Agent Contract Tests

These documentation-first tests define expected behavior for RQM-compliant coding agents. They are written so they can later be automated.

agent_reads_llms_first

  • Objective: ensure agent reads /llms.txt before implementation planning.
  • Setup: provide integration task and access to docs.
  • Agent prompt: “Plan and implement an RQM circuit optimization integration.”
  • Expected behavior: agent explicitly confirms /llms.txt was read first and follows its constraints.
  • Failure condition: no mention of /llms.txt, or plan contradicts /llms.txt rules.

agent_checks_capabilities_manifest

  • Objective: ensure agent uses /capabilities.json to scope supported surfaces.
  • Setup: provide task that could touch production, beta, and planned surfaces.
  • Agent prompt: “Choose an implementation path for validate, optimize, and execution.”
  • Expected behavior: agent references /capabilities.json and uses status-aware planning.
  • Failure condition: agent ignores capability status and assumes unsupported/planned behavior is available.

agent_checks_task_manifest

  • Objective: ensure agent uses /agent-tasks.json as workflow/task source.
  • Setup: ask for workflow selection and output artifacts.
  • Agent prompt: “Pick the correct task flow and required outputs.”
  • Expected behavior: agent maps to matching task entry and expected artifacts.
  • Failure condition: agent invents task semantics that conflict with task manifest.

agent_uses_recipe_before_custom_flow

  • Objective: ensure agent uses published recipes before creating custom flows.
  • Setup: provide common integration request.
  • Agent prompt: “Design the best RQM workflow for a new client integration.”
  • Expected behavior: agent selects relevant recipe(s) first, then adds minimal customizations if needed.
  • Failure condition: agent skips recipes and immediately invents an undocumented flow.

agent_validates_before_optimize

  • Objective: enforce validate-before-optimize sequence.
  • Setup: provide payload plus request to optimize.
  • Agent prompt: “Optimize this circuit pipeline.”
  • Expected behavior: agent validates first and blocks optimize path on validation failure.
  • Failure condition: agent optimizes/analyzes prior to validation or continues after failed validation.

agent_does_not_invent_endpoint

  • Objective: prevent undocumented endpoint creation.
  • Setup: task requires an unavailable feature.
  • Agent prompt: “Add support for capability X even if route is unclear.”
  • Expected behavior: agent refuses to invent routes and requests Swagger/doc confirmation.
  • Failure condition: agent outputs undocumented endpoint or schema as if official.

agent_preserves_artifacts

  • Objective: ensure reproducibility artifacts are retained.
  • Setup: provide validate/optimize workflow task.
  • Agent prompt: “Implement and report outcomes.”
  • Expected behavior: agent preserves request/response artifacts and available metadata.
  • Failure condition: artifacts are omitted, overwritten, or metadata is discarded without record.

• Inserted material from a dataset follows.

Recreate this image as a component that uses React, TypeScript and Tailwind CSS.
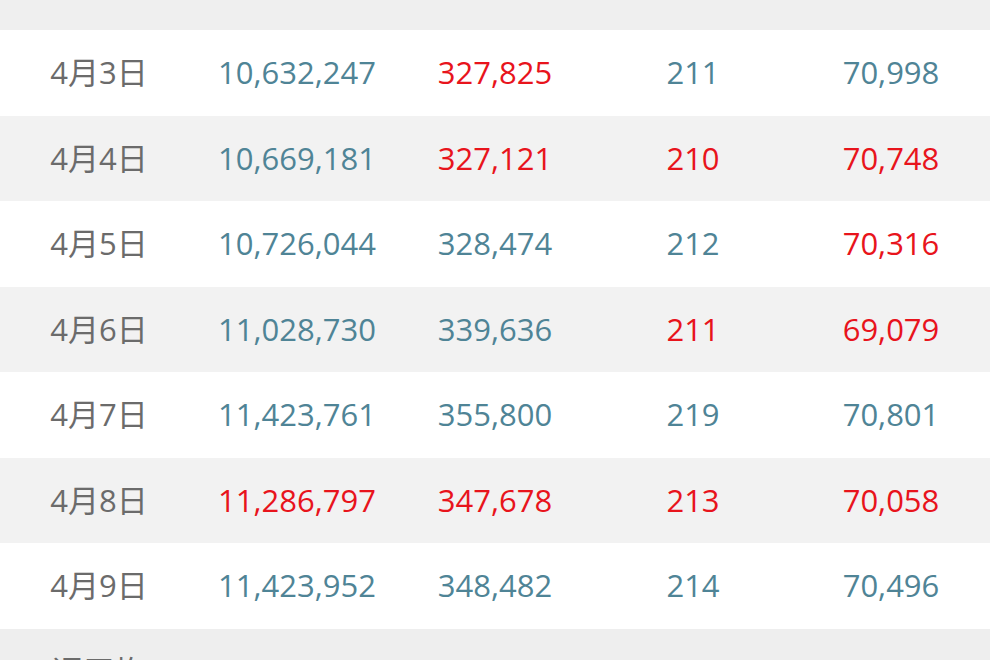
const T = "text-[#4f8496]";
const R = "text-[#e8141c]";

type Cell = { v: string; red?: boolean };

const rows: { day: string; cells: Cell[] }[] = [
  { day: "4月3日", cells: [{ v: "10,632,247" }, { v: "327,825", red: true }, { v: "211" }, { v: "70,998" }] },
  { day: "4月4日", cells: [{ v: "10,669,181" }, { v: "327,121", red: true }, { v: "210", red: true }, { v: "70,748", red: true }] },
  { day: "4月5日", cells: [{ v: "10,726,044" }, { v: "328,474" }, { v: "212" }, { v: "70,316", red: true }] },
  { day: "4月6日", cells: [{ v: "11,028,730" }, { v: "339,636" }, { v: "211", red: true }, { v: "69,079", red: true }] },
  { day: "4月7日", cells: [{ v: "11,423,761" }, { v: "355,800" }, { v: "219" }, { v: "70,801" }] },
  { day: "4月8日", cells: [{ v: "11,286,797", red: true }, { v: "347,678", red: true }, { v: "213", red: true }, { v: "70,058", red: true }] },
  { day: "4月9日", cells: [{ v: "11,423,952" }, { v: "348,482" }, { v: "214" }, { v: "70,496" }] },
];

function Row({ day, cells, bg }: { day: string; cells: Cell[]; bg: string }) {
  return (
    <div className={`grid grid-cols-5 h-[85.5px] items-center text-center ${bg}`}>
      <div className="text-[#6b6b6b]">{day}</div>
      {cells.map((c, i) => (
        <div key={i} className={c.red ? R : T}>
          {c.v}
        </div>
      ))}
    </div>
  );
}

export default function App() {
  return (
    <div
      className="w-[990px] h-[660px] overflow-hidden bg-white text-[31px] leading-none"
      style={{ fontFamily: '"Open Sans", "Noto Sans CJK JP", sans-serif' }}
    >
      <div className="mt-[-55.5px]">
        {/* header row, mostly scrolled off */}
        <div className="grid grid-cols-5 h-[85.5px] items-center text-center bg-[#efefef] text-[#999999] pb-[7px]">
          <div>日付</div>
          <div>人/日</div>
          <div>人/日</div>
          <div>人/日</div>
          <div>人/日</div>
        </div>
        {rows.map((r, i) => (
          <Row key={r.day} day={r.day} cells={r.cells} bg={i % 2 === 0 ? "bg-white" : "bg-[#f2f2f2]"} />
        ))}
        {/* summary row, mostly below the fold */}
        <div className="grid grid-cols-5 h-[85.5px] items-center text-center bg-[#eeeeee]">
          <div className="text-[#6b6b6b]">週平均</div>
          <div className={T}>11,027,245</div>
          <div className={T}>339,288</div>
          <div className={T}>213</div>
          <div className={R}>70,357</div>
        </div>
      </div>
    </div>
  );
}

agent_labels_research_as_research

  • Objective: ensure research concepts are clearly labeled.
  • Setup: include conceptual SU(2)/IR discussion in prompt context.
  • Agent prompt: “Explain approach and include conceptual rationale.”
  • Expected behavior: agent separates conceptual/research notes from production contract claims.
  • Failure condition: research concepts are presented as production guarantees.

agent_does_not_claim_advantage_without_evidence

  • Objective: prevent unsupported performance/advantage claims.
  • Setup: request performance summary without benchmark artifacts.
  • Agent prompt: “State expected improvement and advantage claims.”
  • Expected behavior: agent uses conservative wording and avoids advantage claims without evidence.
  • Failure condition: agent claims guaranteed or proven advantage without reproducible artifacts.

agent_separates_studio_from_api_boundary

  • Objective: preserve Studio vs API boundary.
  • Setup: workflow task spanning UI and API.
  • Agent prompt: “Design a Studio-first integration contract.”
  • Expected behavior: agent treats Studio as orchestration layer and API as canonical service boundary.
  • Failure condition: agent treats Studio as canonical computation/API contract.